Syriza left-winger Stathis Kouvelakis published this statement on his Facebook page late on 23 June:
Such a package of measures, comparable at all points to the potion administered continuously in the country for five years, can only cause further recession, unemployment and poverty.
And this in a country that has lost a quarter of its domestic product in five years, with unemployment affecting more than one person in four and one third of the population below the poverty line.
We will have to take stock of the political trajectory that led a government that was carrying a popular hope well beyond the borders of this small country to where we are now. But it is not the task of the hour.
Right now, we need to mobilise and lobby:
• The Greek Government, for as long as the agreement is not signed, so that it does not do the irreparable. A capitulation of the Syriza government will have incalculable consequences for the progressive forces in Europe and in the world, we need to get the message.
• The parliamentary group of Syriza, so that its members do not vote through an agreement completely contrary to the mandate entrusted to them less than six months ago by the Greek people.
25 January: Syriza wins Greek election and forms coalition government with Anel.
21 February: Initial agreement between eurozone finance ministers and Greece on extension of “bailout” agreement. But no cash released until Greece submits new cuts plan.
22 June: Emergency summit of EU prime ministers and finance ministers.

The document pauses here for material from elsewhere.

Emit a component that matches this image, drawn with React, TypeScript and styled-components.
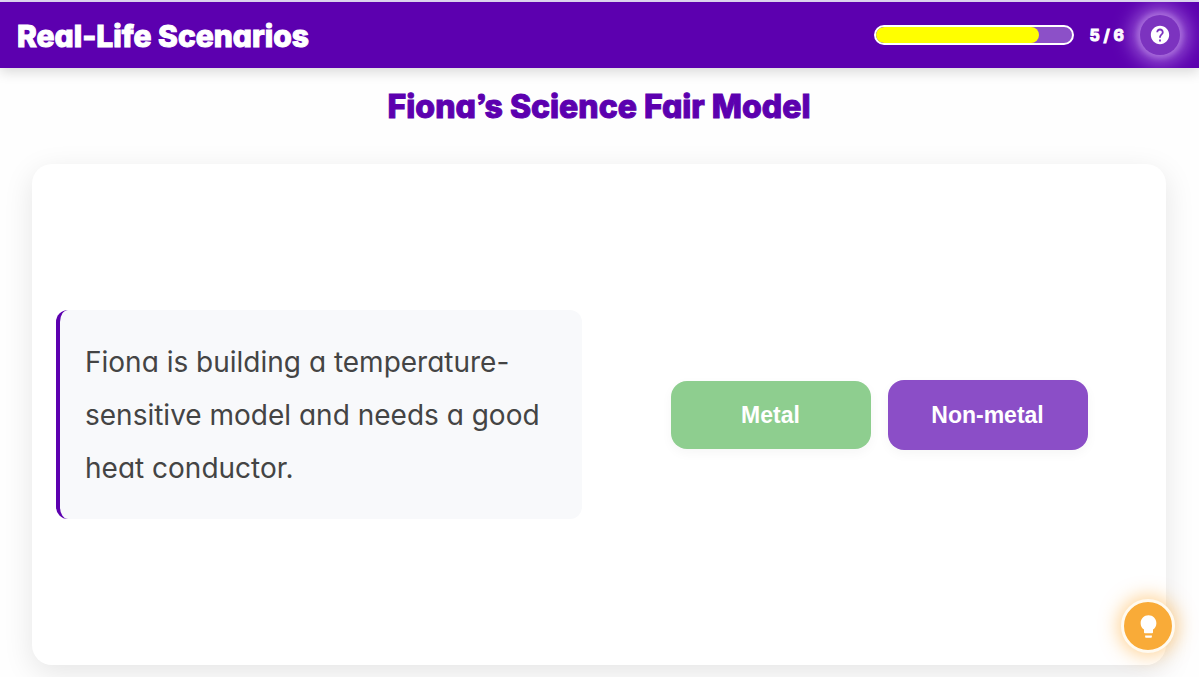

Greek government submits yet another plan, which EU leaders call “a good starting point”.
24 June: Eurozone finance ministers' meeting.
25 June: Scheduled EU summit.
29 or 30 June: Last dates the German parliament can be recalled to approve a further extension of “bailout”. On paper, this extension could bring the Greek government credits totalling €16bn.
30 June: End date of current extended “bailout”, and deadline for €1.5bn Greek loan repayments to the International Monetary Fund.
20 July: Two bonds totalling €3.5bn fall due to the ECB. Another €3.2bn is due for two more bonds held by the ECB on August 20.